** START **
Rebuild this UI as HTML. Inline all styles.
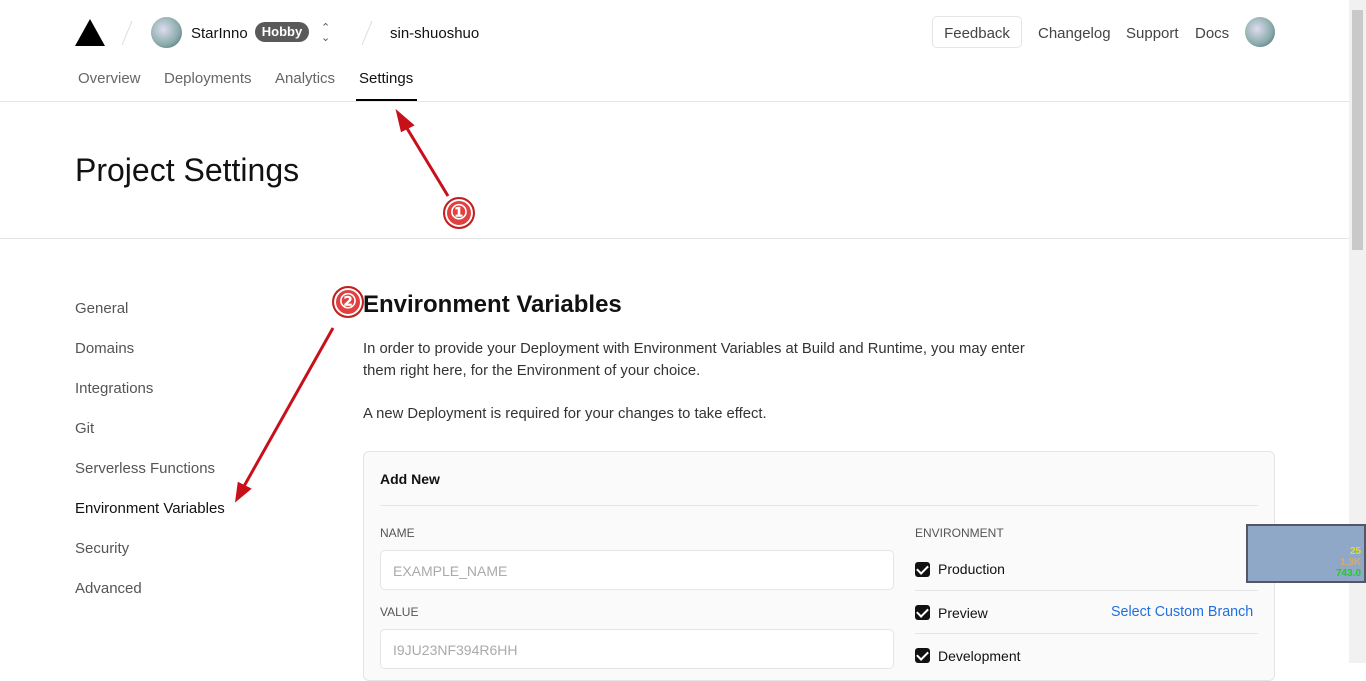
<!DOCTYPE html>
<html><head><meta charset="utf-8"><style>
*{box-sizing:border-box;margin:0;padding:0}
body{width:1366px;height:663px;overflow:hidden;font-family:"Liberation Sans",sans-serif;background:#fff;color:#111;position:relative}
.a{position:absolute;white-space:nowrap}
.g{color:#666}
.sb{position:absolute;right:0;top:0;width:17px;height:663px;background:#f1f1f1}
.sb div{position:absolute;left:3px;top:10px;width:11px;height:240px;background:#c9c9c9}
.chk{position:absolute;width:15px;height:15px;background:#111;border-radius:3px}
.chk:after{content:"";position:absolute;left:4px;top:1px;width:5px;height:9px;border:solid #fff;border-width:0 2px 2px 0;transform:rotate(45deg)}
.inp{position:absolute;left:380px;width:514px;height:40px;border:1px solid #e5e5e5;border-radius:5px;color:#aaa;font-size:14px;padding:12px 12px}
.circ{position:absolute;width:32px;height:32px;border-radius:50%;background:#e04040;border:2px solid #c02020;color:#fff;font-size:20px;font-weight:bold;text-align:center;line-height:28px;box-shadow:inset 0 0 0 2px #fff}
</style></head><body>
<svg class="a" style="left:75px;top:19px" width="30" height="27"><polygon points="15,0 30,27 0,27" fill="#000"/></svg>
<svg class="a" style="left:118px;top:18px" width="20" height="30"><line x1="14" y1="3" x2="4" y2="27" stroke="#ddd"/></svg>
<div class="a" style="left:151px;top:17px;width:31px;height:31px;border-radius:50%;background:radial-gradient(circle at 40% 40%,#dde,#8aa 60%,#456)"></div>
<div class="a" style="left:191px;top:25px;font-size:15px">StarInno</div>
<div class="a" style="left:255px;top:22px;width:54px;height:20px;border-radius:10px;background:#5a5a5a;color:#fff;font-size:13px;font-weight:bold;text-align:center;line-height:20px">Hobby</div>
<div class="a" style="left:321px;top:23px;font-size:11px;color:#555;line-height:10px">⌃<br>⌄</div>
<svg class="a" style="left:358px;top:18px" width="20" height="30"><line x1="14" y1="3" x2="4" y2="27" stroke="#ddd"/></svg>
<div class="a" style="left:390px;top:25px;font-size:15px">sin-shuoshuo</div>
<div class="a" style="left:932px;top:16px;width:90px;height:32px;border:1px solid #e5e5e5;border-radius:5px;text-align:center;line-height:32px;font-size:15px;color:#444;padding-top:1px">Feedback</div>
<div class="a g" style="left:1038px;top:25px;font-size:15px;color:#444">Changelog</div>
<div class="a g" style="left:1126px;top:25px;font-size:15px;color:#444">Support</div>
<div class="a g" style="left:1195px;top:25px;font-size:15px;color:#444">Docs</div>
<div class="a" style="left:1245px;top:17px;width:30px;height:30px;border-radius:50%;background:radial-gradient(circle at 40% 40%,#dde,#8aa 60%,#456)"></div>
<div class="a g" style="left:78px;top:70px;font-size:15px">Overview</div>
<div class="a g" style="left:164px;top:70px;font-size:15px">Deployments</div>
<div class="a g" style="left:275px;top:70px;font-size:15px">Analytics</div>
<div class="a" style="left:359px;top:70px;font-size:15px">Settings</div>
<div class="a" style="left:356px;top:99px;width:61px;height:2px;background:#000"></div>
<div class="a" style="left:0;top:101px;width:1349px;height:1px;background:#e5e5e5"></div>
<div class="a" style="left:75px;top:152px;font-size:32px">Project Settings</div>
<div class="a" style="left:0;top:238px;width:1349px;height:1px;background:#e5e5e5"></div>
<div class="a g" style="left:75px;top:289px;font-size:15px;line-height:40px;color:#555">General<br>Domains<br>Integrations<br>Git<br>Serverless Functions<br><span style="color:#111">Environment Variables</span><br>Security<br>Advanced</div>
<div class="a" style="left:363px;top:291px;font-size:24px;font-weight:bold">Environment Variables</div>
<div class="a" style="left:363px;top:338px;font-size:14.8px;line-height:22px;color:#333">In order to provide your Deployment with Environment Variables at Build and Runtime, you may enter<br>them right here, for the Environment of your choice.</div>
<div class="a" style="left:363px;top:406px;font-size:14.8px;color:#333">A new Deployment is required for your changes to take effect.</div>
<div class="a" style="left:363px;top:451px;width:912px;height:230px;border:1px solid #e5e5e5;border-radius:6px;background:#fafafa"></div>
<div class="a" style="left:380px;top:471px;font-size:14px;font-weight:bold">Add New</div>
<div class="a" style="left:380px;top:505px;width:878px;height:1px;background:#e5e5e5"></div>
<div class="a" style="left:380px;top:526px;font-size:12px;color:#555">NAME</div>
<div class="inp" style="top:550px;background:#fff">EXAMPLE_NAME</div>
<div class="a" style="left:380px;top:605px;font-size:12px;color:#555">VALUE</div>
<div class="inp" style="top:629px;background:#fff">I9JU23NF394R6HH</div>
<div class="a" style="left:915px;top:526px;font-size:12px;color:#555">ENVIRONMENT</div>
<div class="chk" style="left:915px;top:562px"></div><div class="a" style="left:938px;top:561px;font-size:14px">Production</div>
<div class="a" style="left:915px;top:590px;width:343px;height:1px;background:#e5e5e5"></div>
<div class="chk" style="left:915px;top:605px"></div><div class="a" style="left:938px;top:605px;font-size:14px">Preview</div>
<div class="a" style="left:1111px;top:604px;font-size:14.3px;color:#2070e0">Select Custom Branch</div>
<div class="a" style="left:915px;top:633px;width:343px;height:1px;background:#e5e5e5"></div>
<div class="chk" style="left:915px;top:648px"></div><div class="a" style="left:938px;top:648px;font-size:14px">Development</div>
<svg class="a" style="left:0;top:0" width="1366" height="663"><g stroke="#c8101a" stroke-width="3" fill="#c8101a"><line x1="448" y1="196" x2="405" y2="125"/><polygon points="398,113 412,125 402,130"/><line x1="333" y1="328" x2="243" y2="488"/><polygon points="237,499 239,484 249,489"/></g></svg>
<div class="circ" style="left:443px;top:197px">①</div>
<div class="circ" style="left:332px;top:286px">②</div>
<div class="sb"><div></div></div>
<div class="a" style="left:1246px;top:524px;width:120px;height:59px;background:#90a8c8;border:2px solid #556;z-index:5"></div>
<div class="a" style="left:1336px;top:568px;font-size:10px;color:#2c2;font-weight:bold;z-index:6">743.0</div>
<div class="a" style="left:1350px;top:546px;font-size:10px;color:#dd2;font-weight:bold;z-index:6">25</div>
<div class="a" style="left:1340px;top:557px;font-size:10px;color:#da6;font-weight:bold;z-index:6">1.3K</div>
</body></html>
** END **
> **Work to be completed**: Repeat the data exactly, dropping every picture it holds.

> **Result of this task**:
Rebuild this UI as HTML. Inline all styles.
<!DOCTYPE html>
<html><head><meta charset="utf-8"><style>
*{box-sizing:border-box;margin:0;padding:0}
body{width:1366px;height:663px;overflow:hidden;font-family:"Liberation Sans",sans-serif;background:#fff;color:#111;position:relative}
.a{position:absolute;white-space:nowrap}
.g{color:#666}
.sb{position:absolute;right:0;top:0;width:17px;height:663px;background:#f1f1f1}
.sb div{position:absolute;left:3px;top:10px;width:11px;height:240px;background:#c9c9c9}
.chk{position:absolute;width:15px;height:15px;background:#111;border-radius:3px}
.chk:after{content:"";position:absolute;left:4px;top:1px;width:5px;height:9px;border:solid #fff;border-width:0 2px 2px 0;transform:rotate(45deg)}
.inp{position:absolute;left:380px;width:514px;height:40px;border:1px solid #e5e5e5;border-radius:5px;color:#aaa;font-size:14px;padding:12px 12px}
.circ{position:absolute;width:32px;height:32px;border-radius:50%;background:#e04040;border:2px solid #c02020;color:#fff;font-size:20px;font-weight:bold;text-align:center;line-height:28px;box-shadow:inset 0 0 0 2px #fff}
</style></head><body>
<svg class="a" style="left:75px;top:19px" width="30" height="27"><polygon points="15,0 30,27 0,27" fill="#000"/></svg>
<svg class="a" style="left:118px;top:18px" width="20" height="30"><line x1="14" y1="3" x2="4" y2="27" stroke="#ddd"/></svg>
<div class="a" style="left:151px;top:17px;width:31px;height:31px;border-radius:50%;background:radial-gradient(circle at 40% 40%,#dde,#8aa 60%,#456)"></div>
<div class="a" style="left:191px;top:25px;font-size:15px">StarInno</div>
<div class="a" style="left:255px;top:22px;width:54px;height:20px;border-radius:10px;background:#5a5a5a;color:#fff;font-size:13px;font-weight:bold;text-align:center;line-height:20px">Hobby</div>
<div class="a" style="left:321px;top:23px;font-size:11px;color:#555;line-height:10px">⌃<br>⌄</div>
<svg class="a" style="left:358px;top:18px" width="20" height="30"><line x1="14" y1="3" x2="4" y2="27" stroke="#ddd"/></svg>
<div class="a" style="left:390px;top:25px;font-size:15px">sin-shuoshuo</div>
<div class="a" style="left:932px;top:16px;width:90px;height:32px;border:1px solid #e5e5e5;border-radius:5px;text-align:center;line-height:32px;font-size:15px;color:#444;padding-top:1px">Feedback</div>
<div class="a g" style="left:1038px;top:25px;font-size:15px;color:#444">Changelog</div>
<div class="a g" style="left:1126px;top:25px;font-size:15px;color:#444">Support</div>
<div class="a g" style="left:1195px;top:25px;font-size:15px;color:#444">Docs</div>
<div class="a" style="left:1245px;top:17px;width:30px;height:30px;border-radius:50%;background:radial-gradient(circle at 40% 40%,#dde,#8aa 60%,#456)"></div>
<div class="a g" style="left:78px;top:70px;font-size:15px">Overview</div>
<div class="a g" style="left:164px;top:70px;font-size:15px">Deployments</div>
<div class="a g" style="left:275px;top:70px;font-size:15px">Analytics</div>
<div class="a" style="left:359px;top:70px;font-size:15px">Settings</div>
<div class="a" style="left:356px;top:99px;width:61px;height:2px;background:#000"></div>
<div class="a" style="left:0;top:101px;width:1349px;height:1px;background:#e5e5e5"></div>
<div class="a" style="left:75px;top:152px;font-size:32px">Project Settings</div>
<div class="a" style="left:0;top:238px;width:1349px;height:1px;background:#e5e5e5"></div>
<div class="a g" style="left:75px;top:289px;font-size:15px;line-height:40px;color:#555">General<br>Domains<br>Integrations<br>Git<br>Serverless Functions<br><span style="color:#111">Environment Variables</span><br>Security<br>Advanced</div>
<div class="a" style="left:363px;top:291px;font-size:24px;font-weight:bold">Environment Variables</div>
<div class="a" style="left:363px;top:338px;font-size:14.8px;line-height:22px;color:#333">In order to provide your Deployment with Environment Variables at Build and Runtime, you may enter<br>them right here, for the Environment of your choice.</div>
<div class="a" style="left:363px;top:406px;font-size:14.8px;color:#333">A new Deployment is required for your changes to take effect.</div>
<div class="a" style="left:363px;top:451px;width:912px;height:230px;border:1px solid #e5e5e5;border-radius:6px;background:#fafafa"></div>
<div class="a" style="left:380px;top:471px;font-size:14px;font-weight:bold">Add New</div>
<div class="a" style="left:380px;top:505px;width:878px;height:1px;background:#e5e5e5"></div>
<div class="a" style="left:380px;top:526px;font-size:12px;color:#555">NAME</div>
<div class="inp" style="top:550px;background:#fff">EXAMPLE_NAME</div>
<div class="a" style="left:380px;top:605px;font-size:12px;color:#555">VALUE</div>
<div class="inp" style="top:629px;background:#fff">I9JU23NF394R6HH</div>
<div class="a" style="left:915px;top:526px;font-size:12px;color:#555">ENVIRONMENT</div>
<div class="chk" style="left:915px;top:562px"></div><div class="a" style="left:938px;top:561px;font-size:14px">Production</div>
<div class="a" style="left:915px;top:590px;width:343px;height:1px;background:#e5e5e5"></div>
<div class="chk" style="left:915px;top:605px"></div><div class="a" style="left:938px;top:605px;font-size:14px">Preview</div>
<div class="a" style="left:1111px;top:604px;font-size:14.3px;color:#2070e0">Select Custom Branch</div>
<div class="a" style="left:915px;top:633px;width:343px;height:1px;background:#e5e5e5"></div>
<div class="chk" style="left:915px;top:648px"></div><div class="a" style="left:938px;top:648px;font-size:14px">Development</div>
<svg class="a" style="left:0;top:0" width="1366" height="663"><g stroke="#c8101a" stroke-width="3" fill="#c8101a"><line x1="448" y1="196" x2="405" y2="125"/><polygon points="398,113 412,125 402,130"/><line x1="333" y1="328" x2="243" y2="488"/><polygon points="237,499 239,484 249,489"/></g></svg>
<div class="circ" style="left:443px;top:197px">①</div>
<div class="circ" style="left:332px;top:286px">②</div>
<div class="sb"><div></div></div>
<div class="a" style="left:1246px;top:524px;width:120px;height:59px;background:#90a8c8;border:2px solid #556;z-index:5"></div>
<div class="a" style="left:1336px;top:568px;font-size:10px;color:#2c2;font-weight:bold;z-index:6">743.0</div>
<div class="a" style="left:1350px;top:546px;font-size:10px;color:#dd2;font-weight:bold;z-index:6">25</div>
<div class="a" style="left:1340px;top:557px;font-size:10px;color:#da6;font-weight:bold;z-index:6">1.3K</div>
</body></html>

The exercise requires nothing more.